#### Records for the exercise
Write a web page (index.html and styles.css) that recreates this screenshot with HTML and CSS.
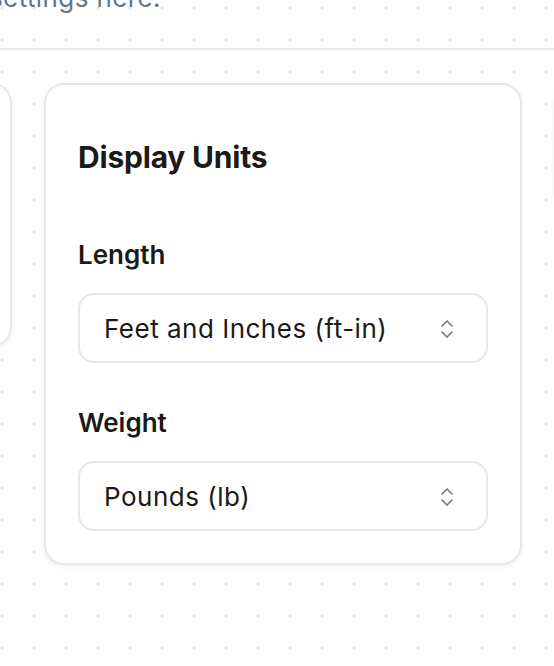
FILE: index.html
```html
<!DOCTYPE html>
<html lang="en">
<head>
<meta charset="utf-8">
<title>Settings</title>
<link rel="stylesheet" href="styles.css">
</head>
<body>
<div class="page">
  <header class="page-header">
    <div class="intro-wrap">
      <p class="intro">Manage your display settings here.</p>
    </div>
  </header>
  <div class="cards">
    <section class="card card-short">
      <h2 class="card-title">Appearance</h2>
      <div class="field field-tight">
        <label class="field-label">Theme</label>
        <div class="select"><span class="select-value">System</span></div>
      </div>
    </section>
    <section class="card">
      <h2 class="card-title">Display Units</h2>
      <div class="field">
        <label class="field-label">Length</label>
        <div class="select">
          <span class="select-value">Feet and Inches (ft-in)</span>
          <svg class="chev" viewBox="0 0 24 24" width="24" height="24" fill="none" stroke="currentColor" stroke-width="1.6" stroke-linecap="round" stroke-linejoin="round"><path d="m7 15 5 5 5-5"/><path d="m7 9 5-5 5 5"/></svg>
        </div>
      </div>
      <div class="field">
        <label class="field-label">Weight</label>
        <div class="select">
          <span class="select-value">Pounds (lb)</span>
          <svg class="chev" viewBox="0 0 24 24" width="24" height="24" fill="none" stroke="currentColor" stroke-width="1.6" stroke-linecap="round" stroke-linejoin="round"><path d="m7 15 5 5 5-5"/><path d="m7 9 5-5 5 5"/></svg>
        </div>
      </div>
    </section>
    <section class="card">
      <h2 class="card-title">Notifications</h2>
    </section>
  </div>
</div>
</body>
</html>
```

FILE: styles.css
```css
html, body {
  margin: 0;
  padding: 0;
}
body {
  width: 554px;
  height: 666px;
  overflow: hidden;
  font-family: Inter, "Noto Sans", sans-serif;
  color: #1c1917;
  background-color: #ffffff;
  background-image: radial-gradient(circle, #e2e8f0 1.4px, transparent 1.9px);
  background-size: 32px 32px;
  background-position: -14px -8px;
}
.page {
  width: 554px;
}
.page-header {
  height: 48px;
  border-bottom: 2px solid #e2e8f0;
  overflow: hidden;
}
.intro-wrap {
  width: 161px;
  display: flex;
  justify-content: flex-end;
}
.intro {
  flex: none;
  margin: -16px 0 0;
  font-size: 26px;
  line-height: 28px;
  letter-spacing: 0.4px;
  color: #64748b;
  white-space: nowrap;
}
.cards {
  display: flex;
  align-items: flex-start;
  gap: 32px;
  margin: 33px 0 0 -466px;
}
.card {
  flex: 0 0 478px;
  box-sizing: border-box;
  background: #ffffff;
  border: 2px solid #e2e8f0;
  border-radius: 20px;
  padding: 32px;
  box-shadow: 0 2px 5px rgba(15, 23, 42, 0.06);
}
.card-short {
  height: 264px;
}
.card-title {
  margin: 22px 0 0;
  font-size: 30px;
  line-height: 36px;
  font-weight: 700;
  letter-spacing: -0.2px;
}
.field {
  display: flex;
  flex-direction: column;
  gap: 22px;
  margin-top: 44px;
}
.card-title + .field {
  margin-top: 64px;
}
.card-title + .field-tight {
  margin-top: 16px;
}
.field-label {
  font-size: 26px;
  line-height: 32px;
  font-weight: 600;
  letter-spacing: 0;
}
.select {
  box-sizing: border-box;
  height: 70px;
  display: flex;
  align-items: center;
  justify-content: space-between;
  padding: 1px 27px 0 24px;
  border: 2px solid #e2e8f0;
  border-radius: 16px;
  background: #ffffff;
}
.select-value {
  font-size: 26px;
  line-height: 32px;
  font-weight: 400;
  letter-spacing: 0.5px;
}
.chev {
  display: block;
  color: #78716c;
}
```
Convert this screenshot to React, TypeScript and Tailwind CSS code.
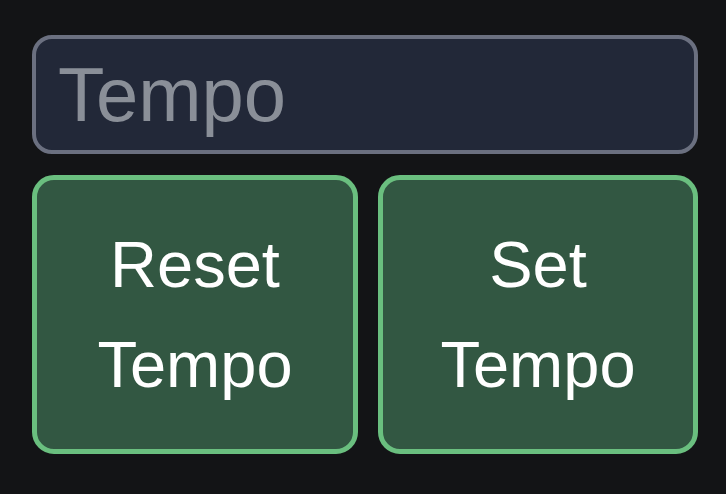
import React from 'react';

const TempoControls: React.FC = () => {
  return (
    <div className="flex flex-col gap-[21px] w-[666px]">
      <input
        type="text"
        placeholder="Tempo"
        className="w-full h-[119px] rounded-[20px] border-4 border-[#6b7080] bg-[#222838] px-[22px] text-[76px] leading-none text-white placeholder:text-[#8a8f98] outline-none"
      />
      <div className="flex gap-[20px]">
        <button className="w-[326px] h-[279px] rounded-[22px] border-[5px] border-[#6abf7f] bg-[#325742] text-[65px] leading-[100px] text-white">
          Reset
          <br />
          Tempo
        </button>
        <button className="w-[320px] h-[279px] rounded-[22px] border-[5px] border-[#6abf7f] bg-[#325742] text-[65px] leading-[100px] text-white">
          Set
          <br />
          Tempo
        </button>
      </div>
    </div>
  );
};

export default function App() {
  return (
    <div
      className="w-[726px] h-[494px] bg-[#131416] pl-[32px] pt-[35px]"
      style={{ fontFamily: '"Liberation Sans", Arial, sans-serif' }}
    >
      <TempoControls />
    </div>
  );
}
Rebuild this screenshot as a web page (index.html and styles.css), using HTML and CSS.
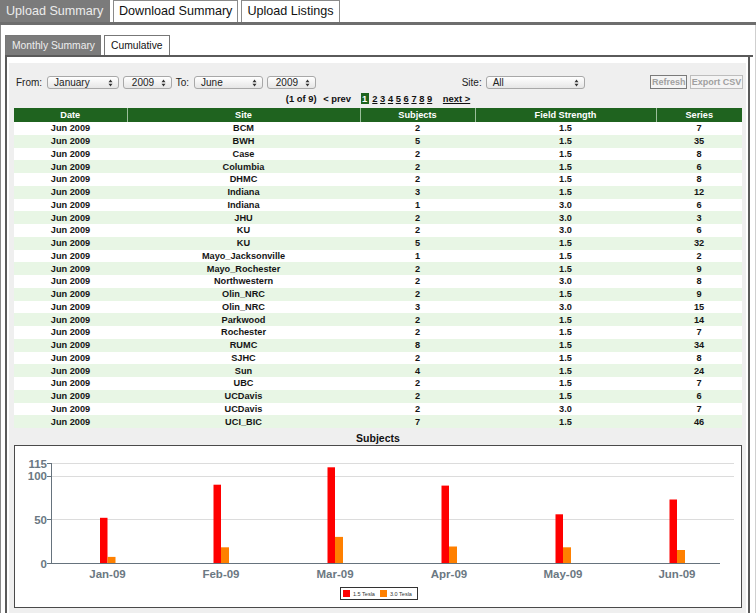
########
▸ **Stated goal**
Omit the pictures and restate the rest of the records verbatim.

▸ **Problem solution**
Write a web page (index.html and styles.css) that recreates this screenshot with HTML and CSS.
FILE: index.html
```html
<!DOCTYPE html>
<html lang="en">
<head>
<meta charset="utf-8">
<title>Settings</title>
<link rel="stylesheet" href="styles.css">
</head>
<body>
<div class="page">
  <header class="page-header">
    <div class="intro-wrap">
      <p class="intro">Manage your display settings here.</p>
    </div>
  </header>
  <div class="cards">
    <section class="card card-short">
      <h2 class="card-title">Appearance</h2>
      <div class="field field-tight">
        <label class="field-label">Theme</label>
        <div class="select"><span class="select-value">System</span></div>
      </div>
    </section>
    <section class="card">
      <h2 class="card-title">Display Units</h2>
      <div class="field">
        <label class="field-label">Length</label>
        <div class="select">
          <span class="select-value">Feet and Inches (ft-in)</span>
          <svg class="chev" viewBox="0 0 24 24" width="24" height="24" fill="none" stroke="currentColor" stroke-width="1.6" stroke-linecap="round" stroke-linejoin="round"><path d="m7 15 5 5 5-5"/><path d="m7 9 5-5 5 5"/></svg>
        </div>
      </div>
      <div class="field">
        <label class="field-label">Weight</label>
        <div class="select">
          <span class="select-value">Pounds (lb)</span>
          <svg class="chev" viewBox="0 0 24 24" width="24" height="24" fill="none" stroke="currentColor" stroke-width="1.6" stroke-linecap="round" stroke-linejoin="round"><path d="m7 15 5 5 5-5"/><path d="m7 9 5-5 5 5"/></svg>
        </div>
      </div>
    </section>
    <section class="card">
      <h2 class="card-title">Notifications</h2>
    </section>
  </div>
</div>
</body>
</html>
```

FILE: styles.css
```css
html, body {
  margin: 0;
  padding: 0;
}
body {
  width: 554px;
  height: 666px;
  overflow: hidden;
  font-family: Inter, "Noto Sans", sans-serif;
  color: #1c1917;
  background-color: #ffffff;
  background-image: radial-gradient(circle, #e2e8f0 1.4px, transparent 1.9px);
  background-size: 32px 32px;
  background-position: -14px -8px;
}
.page {
  width: 554px;
}
.page-header {
  height: 48px;
  border-bottom: 2px solid #e2e8f0;
  overflow: hidden;
}
.intro-wrap {
  width: 161px;
  display: flex;
  justify-content: flex-end;
}
.intro {
  flex: none;
  margin: -16px 0 0;
  font-size: 26px;
  line-height: 28px;
  letter-spacing: 0.4px;
  color: #64748b;
  white-space: nowrap;
}
.cards {
  display: flex;
  align-items: flex-start;
  gap: 32px;
  margin: 33px 0 0 -466px;
}
.card {
  flex: 0 0 478px;
  box-sizing: border-box;
  background: #ffffff;
  border: 2px solid #e2e8f0;
  border-radius: 20px;
  padding: 32px;
  box-shadow: 0 2px 5px rgba(15, 23, 42, 0.06);
}
.card-short {
  height: 264px;
}
.card-title {
  margin: 22px 0 0;
  font-size: 30px;
  line-height: 36px;
  font-weight: 700;
  letter-spacing: -0.2px;
}
.field {
  display: flex;
  flex-direction: column;
  gap: 22px;
  margin-top: 44px;
}
.card-title + .field {
  margin-top: 64px;
}
.card-title + .field-tight {
  margin-top: 16px;
}
.field-label {
  font-size: 26px;
  line-height: 32px;
  font-weight: 600;
  letter-spacing: 0;
}
.select {
  box-sizing: border-box;
  height: 70px;
  display: flex;
  align-items: center;
  justify-content: space-between;
  padding: 1px 27px 0 24px;
  border: 2px solid #e2e8f0;
  border-radius: 16px;
  background: #ffffff;
}
.select-value {
  font-size: 26px;
  line-height: 32px;
  font-weight: 400;
  letter-spacing: 0.5px;
}
.chev {
  display: block;
  color: #78716c;
}
```
Convert this screenshot to React, TypeScript and Tailwind CSS code.
import React from 'react';

const TempoControls: React.FC = () => {
  return (
    <div className="flex flex-col gap-[21px] w-[666px]">
      <input
        type="text"
        placeholder="Tempo"
        className="w-full h-[119px] rounded-[20px] border-4 border-[#6b7080] bg-[#222838] px-[22px] text-[76px] leading-none text-white placeholder:text-[#8a8f98] outline-none"
      />
      <div className="flex gap-[20px]">
        <button className="w-[326px] h-[279px] rounded-[22px] border-[5px] border-[#6abf7f] bg-[#325742] text-[65px] leading-[100px] text-white">
          Reset
          <br />
          Tempo
        </button>
        <button className="w-[320px] h-[279px] rounded-[22px] border-[5px] border-[#6abf7f] bg-[#325742] text-[65px] leading-[100px] text-white">
          Set
          <br />
          Tempo
        </button>
      </div>
    </div>
  );
};

export default function App() {
  return (
    <div
      className="w-[726px] h-[494px] bg-[#131416] pl-[32px] pt-[35px]"
      style={{ fontFamily: '"Liberation Sans", Arial, sans-serif' }}
    >
      <TempoControls />
    </div>
  );
}
Rebuild this screenshot as a web page (index.html and styles.css), using HTML and CSS.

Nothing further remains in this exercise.